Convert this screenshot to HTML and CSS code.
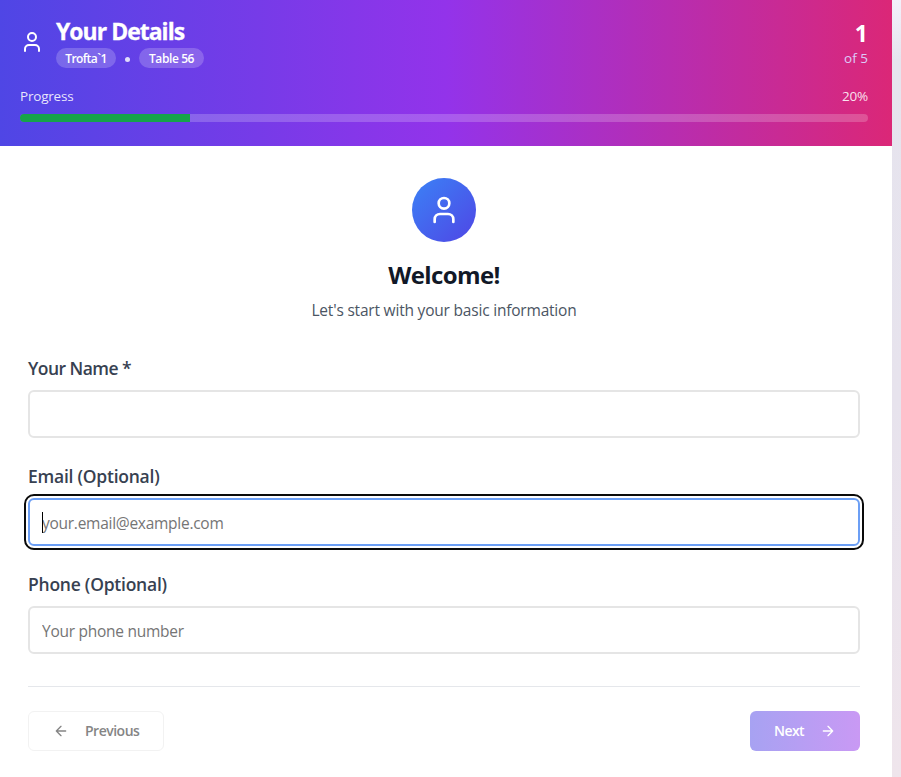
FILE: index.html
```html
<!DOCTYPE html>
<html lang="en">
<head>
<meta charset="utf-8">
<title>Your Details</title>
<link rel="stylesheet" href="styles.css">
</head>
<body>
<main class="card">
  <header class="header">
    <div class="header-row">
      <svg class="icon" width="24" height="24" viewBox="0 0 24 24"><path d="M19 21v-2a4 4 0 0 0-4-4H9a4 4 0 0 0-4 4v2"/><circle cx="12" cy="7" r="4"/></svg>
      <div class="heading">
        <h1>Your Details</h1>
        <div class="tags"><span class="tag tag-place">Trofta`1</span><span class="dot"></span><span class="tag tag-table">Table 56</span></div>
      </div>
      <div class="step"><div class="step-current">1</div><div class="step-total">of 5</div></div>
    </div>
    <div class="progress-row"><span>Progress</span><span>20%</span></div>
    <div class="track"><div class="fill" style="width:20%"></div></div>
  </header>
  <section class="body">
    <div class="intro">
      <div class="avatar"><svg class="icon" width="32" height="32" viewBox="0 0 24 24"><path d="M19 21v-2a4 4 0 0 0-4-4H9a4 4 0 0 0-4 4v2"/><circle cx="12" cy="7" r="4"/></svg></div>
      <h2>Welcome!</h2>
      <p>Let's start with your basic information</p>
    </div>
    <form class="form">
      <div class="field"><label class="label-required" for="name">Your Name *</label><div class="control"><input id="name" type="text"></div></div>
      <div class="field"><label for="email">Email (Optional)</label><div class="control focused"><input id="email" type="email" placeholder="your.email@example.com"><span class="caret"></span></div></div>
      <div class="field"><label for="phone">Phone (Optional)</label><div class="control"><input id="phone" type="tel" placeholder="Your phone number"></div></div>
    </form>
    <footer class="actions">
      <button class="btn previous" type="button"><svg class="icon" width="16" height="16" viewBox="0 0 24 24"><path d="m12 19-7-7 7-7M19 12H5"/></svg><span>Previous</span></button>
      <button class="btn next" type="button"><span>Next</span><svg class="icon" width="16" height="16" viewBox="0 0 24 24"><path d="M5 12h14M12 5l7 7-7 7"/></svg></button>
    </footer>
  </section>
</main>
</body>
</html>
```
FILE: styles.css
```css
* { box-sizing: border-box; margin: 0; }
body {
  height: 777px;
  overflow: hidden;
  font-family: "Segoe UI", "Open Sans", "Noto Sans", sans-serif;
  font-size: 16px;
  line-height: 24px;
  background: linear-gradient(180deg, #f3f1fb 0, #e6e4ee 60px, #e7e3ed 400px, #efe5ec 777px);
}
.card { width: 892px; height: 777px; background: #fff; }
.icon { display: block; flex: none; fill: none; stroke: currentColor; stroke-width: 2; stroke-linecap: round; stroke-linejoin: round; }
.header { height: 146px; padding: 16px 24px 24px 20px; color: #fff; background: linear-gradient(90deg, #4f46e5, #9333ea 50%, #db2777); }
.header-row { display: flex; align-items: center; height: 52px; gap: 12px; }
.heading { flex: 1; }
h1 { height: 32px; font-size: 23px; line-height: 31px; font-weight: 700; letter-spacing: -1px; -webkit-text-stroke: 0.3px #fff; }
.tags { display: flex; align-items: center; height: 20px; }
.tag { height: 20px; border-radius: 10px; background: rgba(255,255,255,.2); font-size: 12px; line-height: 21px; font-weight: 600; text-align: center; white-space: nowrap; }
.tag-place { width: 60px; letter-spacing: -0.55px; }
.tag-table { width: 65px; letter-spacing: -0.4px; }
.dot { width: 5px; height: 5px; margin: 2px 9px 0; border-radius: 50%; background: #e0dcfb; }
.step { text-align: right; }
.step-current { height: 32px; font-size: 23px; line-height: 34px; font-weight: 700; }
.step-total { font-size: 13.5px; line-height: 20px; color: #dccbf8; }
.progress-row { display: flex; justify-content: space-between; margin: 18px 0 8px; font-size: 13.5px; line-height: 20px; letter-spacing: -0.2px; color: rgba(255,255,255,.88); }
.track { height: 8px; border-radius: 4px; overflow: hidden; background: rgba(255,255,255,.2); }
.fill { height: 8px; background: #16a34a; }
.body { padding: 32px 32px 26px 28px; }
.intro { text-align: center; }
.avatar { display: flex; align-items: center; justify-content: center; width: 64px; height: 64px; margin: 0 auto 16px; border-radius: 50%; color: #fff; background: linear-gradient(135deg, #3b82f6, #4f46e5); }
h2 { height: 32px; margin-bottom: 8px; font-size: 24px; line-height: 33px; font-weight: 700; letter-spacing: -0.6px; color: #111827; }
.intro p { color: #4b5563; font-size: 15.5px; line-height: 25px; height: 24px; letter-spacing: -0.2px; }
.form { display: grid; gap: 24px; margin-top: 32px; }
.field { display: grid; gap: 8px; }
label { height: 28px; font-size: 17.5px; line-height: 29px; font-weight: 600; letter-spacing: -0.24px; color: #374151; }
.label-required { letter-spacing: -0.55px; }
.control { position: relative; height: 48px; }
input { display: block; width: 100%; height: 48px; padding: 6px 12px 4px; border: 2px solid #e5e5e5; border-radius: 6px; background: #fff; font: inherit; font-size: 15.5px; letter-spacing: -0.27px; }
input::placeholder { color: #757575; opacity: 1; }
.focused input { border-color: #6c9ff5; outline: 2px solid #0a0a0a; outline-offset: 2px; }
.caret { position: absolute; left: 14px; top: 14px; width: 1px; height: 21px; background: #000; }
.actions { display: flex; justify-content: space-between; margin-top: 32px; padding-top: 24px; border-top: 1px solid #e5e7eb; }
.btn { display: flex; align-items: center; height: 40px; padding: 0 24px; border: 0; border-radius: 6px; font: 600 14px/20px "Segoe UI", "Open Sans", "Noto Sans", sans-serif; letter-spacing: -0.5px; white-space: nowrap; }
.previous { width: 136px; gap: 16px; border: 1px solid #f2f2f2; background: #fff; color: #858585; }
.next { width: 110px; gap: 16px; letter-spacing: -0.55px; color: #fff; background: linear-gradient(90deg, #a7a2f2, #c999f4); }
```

Task requirements: Give an exact reproduction of every line, leaving out any picture.

Full solution:
Convert this screenshot to HTML and CSS code.
FILE: index.html
```html
<!DOCTYPE html>
<html lang="en">
<head>
<meta charset="utf-8">
<title>Your Details</title>
<link rel="stylesheet" href="styles.css">
</head>
<body>
<main class="card">
  <header class="header">
    <div class="header-row">
      <svg class="icon" width="24" height="24" viewBox="0 0 24 24"><path d="M19 21v-2a4 4 0 0 0-4-4H9a4 4 0 0 0-4 4v2"/><circle cx="12" cy="7" r="4"/></svg>
      <div class="heading">
        <h1>Your Details</h1>
        <div class="tags"><span class="tag tag-place">Trofta`1</span><span class="dot"></span><span class="tag tag-table">Table 56</span></div>
      </div>
      <div class="step"><div class="step-current">1</div><div class="step-total">of 5</div></div>
    </div>
    <div class="progress-row"><span>Progress</span><span>20%</span></div>
    <div class="track"><div class="fill" style="width:20%"></div></div>
  </header>
  <section class="body">
    <div class="intro">
      <div class="avatar"><svg class="icon" width="32" height="32" viewBox="0 0 24 24"><path d="M19 21v-2a4 4 0 0 0-4-4H9a4 4 0 0 0-4 4v2"/><circle cx="12" cy="7" r="4"/></svg></div>
      <h2>Welcome!</h2>
      <p>Let's start with your basic information</p>
    </div>
    <form class="form">
      <div class="field"><label class="label-required" for="name">Your Name *</label><div class="control"><input id="name" type="text"></div></div>
      <div class="field"><label for="email">Email (Optional)</label><div class="control focused"><input id="email" type="email" placeholder="your.email@example.com"><span class="caret"></span></div></div>
      <div class="field"><label for="phone">Phone (Optional)</label><div class="control"><input id="phone" type="tel" placeholder="Your phone number"></div></div>
    </form>
    <footer class="actions">
      <button class="btn previous" type="button"><svg class="icon" width="16" height="16" viewBox="0 0 24 24"><path d="m12 19-7-7 7-7M19 12H5"/></svg><span>Previous</span></button>
      <button class="btn next" type="button"><span>Next</span><svg class="icon" width="16" height="16" viewBox="0 0 24 24"><path d="M5 12h14M12 5l7 7-7 7"/></svg></button>
    </footer>
  </section>
</main>
</body>
</html>
```
FILE: styles.css
```css
* { box-sizing: border-box; margin: 0; }
body {
  height: 777px;
  overflow: hidden;
  font-family: "Segoe UI", "Open Sans", "Noto Sans", sans-serif;
  font-size: 16px;
  line-height: 24px;
  background: linear-gradient(180deg, #f3f1fb 0, #e6e4ee 60px, #e7e3ed 400px, #efe5ec 777px);
}
.card { width: 892px; height: 777px; background: #fff; }
.icon { display: block; flex: none; fill: none; stroke: currentColor; stroke-width: 2; stroke-linecap: round; stroke-linejoin: round; }
.header { height: 146px; padding: 16px 24px 24px 20px; color: #fff; background: linear-gradient(90deg, #4f46e5, #9333ea 50%, #db2777); }
.header-row { display: flex; align-items: center; height: 52px; gap: 12px; }
.heading { flex: 1; }
h1 { height: 32px; font-size: 23px; line-height: 31px; font-weight: 700; letter-spacing: -1px; -webkit-text-stroke: 0.3px #fff; }
.tags { display: flex; align-items: center; height: 20px; }
.tag { height: 20px; border-radius: 10px; background: rgba(255,255,255,.2); font-size: 12px; line-height: 21px; font-weight: 600; text-align: center; white-space: nowrap; }
.tag-place { width: 60px; letter-spacing: -0.55px; }
.tag-table { width: 65px; letter-spacing: -0.4px; }
.dot { width: 5px; height: 5px; margin: 2px 9px 0; border-radius: 50%; background: #e0dcfb; }
.step { text-align: right; }
.step-current { height: 32px; font-size: 23px; line-height: 34px; font-weight: 700; }
.step-total { font-size: 13.5px; line-height: 20px; color: #dccbf8; }
.progress-row { display: flex; justify-content: space-between; margin: 18px 0 8px; font-size: 13.5px; line-height: 20px; letter-spacing: -0.2px; color: rgba(255,255,255,.88); }
.track { height: 8px; border-radius: 4px; overflow: hidden; background: rgba(255,255,255,.2); }
.fill { height: 8px; background: #16a34a; }
.body { padding: 32px 32px 26px 28px; }
.intro { text-align: center; }
.avatar { display: flex; align-items: center; justify-content: center; width: 64px; height: 64px; margin: 0 auto 16px; border-radius: 50%; color: #fff; background: linear-gradient(135deg, #3b82f6, #4f46e5); }
h2 { height: 32px; margin-bottom: 8px; font-size: 24px; line-height: 33px; font-weight: 700; letter-spacing: -0.6px; color: #111827; }
.intro p { color: #4b5563; font-size: 15.5px; line-height: 25px; height: 24px; letter-spacing: -0.2px; }
.form { display: grid; gap: 24px; margin-top: 32px; }
.field { display: grid; gap: 8px; }
label { height: 28px; font-size: 17.5px; line-height: 29px; font-weight: 600; letter-spacing: -0.24px; color: #374151; }
.label-required { letter-spacing: -0.55px; }
.control { position: relative; height: 48px; }
input { display: block; width: 100%; height: 48px; padding: 6px 12px 4px; border: 2px solid #e5e5e5; border-radius: 6px; background: #fff; font: inherit; font-size: 15.5px; letter-spacing: -0.27px; }
input::placeholder { color: #757575; opacity: 1; }
.focused input { border-color: #6c9ff5; outline: 2px solid #0a0a0a; outline-offset: 2px; }
.caret { position: absolute; left: 14px; top: 14px; width: 1px; height: 21px; background: #000; }
.actions { display: flex; justify-content: space-between; margin-top: 32px; padding-top: 24px; border-top: 1px solid #e5e7eb; }
.btn { display: flex; align-items: center; height: 40px; padding: 0 24px; border: 0; border-radius: 6px; font: 600 14px/20px "Segoe UI", "Open Sans", "Noto Sans", sans-serif; letter-spacing: -0.5px; white-space: nowrap; }
.previous { width: 136px; gap: 16px; border: 1px solid #f2f2f2; background: #fff; color: #858585; }
.next { width: 110px; gap: 16px; letter-spacing: -0.55px; color: #fff; background: linear-gradient(90deg, #a7a2f2, #c999f4); }
```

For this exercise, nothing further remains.